If you understand the real cause of the whole econmic downturn is debt being way too high, it is very clear that we are nowhere near recovery. These bankruptcies are a good thing, they are clearing some of the excess debt.

Excess debt prevents consumers/corporations from spending or being able spend or to borrow. If lenders get out of control and loan money stupidly to people that cant be pay it back they will eventually go broke, or the government goes broke propping them up. Our government is going broke propping up the bad lenders. The debt is not gone it has only been transferred to the citizens who will be more heavily taxed and will suffer inflation, and to some extent will be transferred to owners of our treasury bonds and the dollar. No economic progress can be made till the excess debt is cleared - and we have not even made a tiny dent in it yet.

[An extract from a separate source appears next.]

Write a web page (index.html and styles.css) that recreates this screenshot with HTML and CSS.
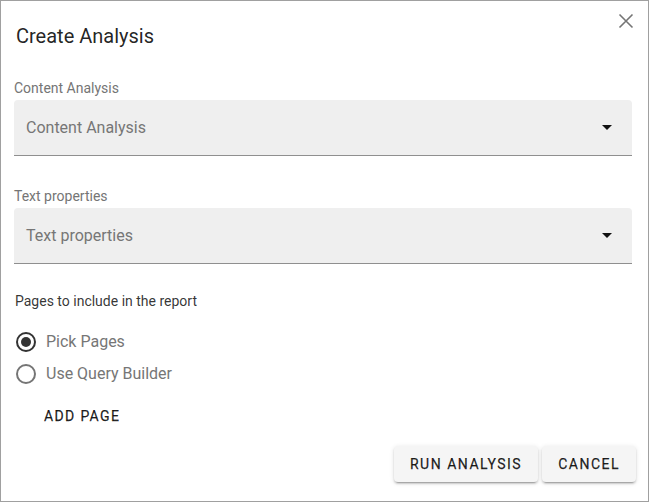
FILE: index.html
```html
<!DOCTYPE html>
<html lang="en">
<head>
<meta charset="utf-8">
<title>Create Analysis</title>
<link rel="stylesheet" href="styles.css">
</head>
<body>
<div class="dialog">
  <button class="close" aria-label="Close">
    <svg width="16" height="16" viewBox="0 0 16 16"><path d="M1.5 1.5 L14.5 14.5 M14.5 1.5 L1.5 14.5" stroke="#757575" stroke-width="1.6" fill="none"/></svg>
  </button>
  <h1 class="title">Create Analysis</h1>

  <div class="field">
    <label class="field-label">Content Analysis</label>
    <div class="select">
      <span class="select-value">Content Analysis</span>
      <span class="arrow"></span>
    </div>
  </div>

  <div class="field">
    <label class="field-label">Text properties</label>
    <div class="select">
      <span class="select-value">Text properties</span>
      <span class="arrow"></span>
    </div>
  </div>

  <div class="pages-label">Pages to include in the report</div>
  <div class="radios">
    <div class="radio-row"><span class="radio checked"></span><span class="radio-text">Pick Pages</span></div>
    <div class="radio-row"><span class="radio"></span><span class="radio-text">Use Query Builder</span></div>
  </div>
  <button class="text-btn">ADD PAGE</button>

  <div class="actions">
    <button class="raised-btn">RUN ANALYSIS</button>
    <button class="raised-btn">CANCEL</button>
  </div>
</div>
</body>
</html>
```
FILE: styles.css
```css
* { box-sizing: border-box; }
html, body { margin: 0; padding: 0; background: #fff; }
body { font-family: Roboto, "Liberation Sans", sans-serif; }

.dialog {
  position: relative;
  width: 649px;
  height: 502px;
  border: 1px solid #a0a0a0;
  display: flex;
  flex-direction: column;
  padding: 23px 12px 19px 13px;
}

.close {
  position: absolute;
  top: 12px;
  right: 14px;
  width: 16px;
  height: 16px;
  padding: 0;
  border: 0;
  background: none;
  display: flex;
}

.title {
  margin: 0 0 30px 2px;
  font-size: 20px;
  line-height: 24px;
  font-weight: 400;
  color: rgba(0,0,0,0.87);
}

.field { display: flex; flex-direction: column; margin-bottom: 30px; }
.field-label {
  font-size: 14px;
  line-height: 20px;
  color: #757575;
  margin-bottom: 2px;
}
.select {
  height: 56px;
  width: 618px;
  background: #efefef;
  border-radius: 4px 4px 0 0;
  border-bottom: 1px solid #8f8f8f;
  display: flex;
  align-items: center;
  padding: 0 20px 0 12px;
}
.select-value {
  flex: 1;
  font-size: 16px;
  line-height: 24px;
  color: #767676;
}
.arrow {
  width: 0; height: 0;
  border-left: 5px solid transparent;
  border-right: 5px solid transparent;
  border-top: 5px solid #111;
}

.pages-label {
  margin-top: -3px;
  margin-left: 1px;
  font-size: 14px;
  line-height: 20px;
  color: rgba(0,0,0,0.8);
}
.radios { margin-top: 15px; display: flex; flex-direction: column; }
.radio-row { height: 32px; display: flex; align-items: center; padding-left: 2px; }
.radio {
  width: 20px; height: 20px;
  border-radius: 50%;
  border: 2px solid #757575;
  display: flex; align-items: center; justify-content: center;
  margin-right: 10px;
}
.radio.checked { border-color: #333; }
.radio.checked::after {
  content: "";
  width: 10px; height: 10px;
  border-radius: 50%;
  background: #333;
}
.radio-text { font-size: 16px; line-height: 24px; color: #767676; }

.text-btn {
  align-self: flex-start;
  margin-top: 8px;
  margin-left: 14px;
  height: 36px;
  padding: 0 16px;
  border: 0;
  background: none;
  font-family: Roboto, "Liberation Sans", sans-serif;
  font-size: 14px;
  font-weight: 400;
  letter-spacing: 1.35px;
  color: rgba(0,0,0,0.87);
  -webkit-text-stroke: 0.25px rgba(0,0,0,0.87);
}

.actions {
  margin-top: 12px;
  display: flex;
  justify-content: flex-end;
  gap: 4px;
}
.raised-btn {
  height: 36px;
  padding: 0 16px;
  border: 0;
  border-radius: 4px;
  background: #f5f5f5;
  box-shadow: 0 3px 1px -2px rgba(0,0,0,0.2), 0 2px 2px 0 rgba(0,0,0,0.14), 0 1px 5px 0 rgba(0,0,0,0.12);
  font-family: Roboto, "Liberation Sans", sans-serif;
  font-size: 14px;
  font-weight: 400;
  letter-spacing: 1.5px;
  color: rgba(0,0,0,0.87);
  -webkit-text-stroke: 0.25px rgba(0,0,0,0.87);
}
```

The debt load at the individual and corporate levels are at most 5 - 10% off their peaks. Historically personal debt is 2 - 2.5 times above normal still.

Government debt load has increased greatly but at the same time tax collections are way down due to the slowdown and lack of profits. This is creating government deficits way above projections. To combat these deficits tax rates are very likely to be raised significantly locally and federally. This of course also takes money out of the economy to spend, and create growth.

No matter what any politician says there is no shortcut, the debt has to be paid down, or defaulted significantly before we can recover.

Recovery at this point is a ridiculous myth.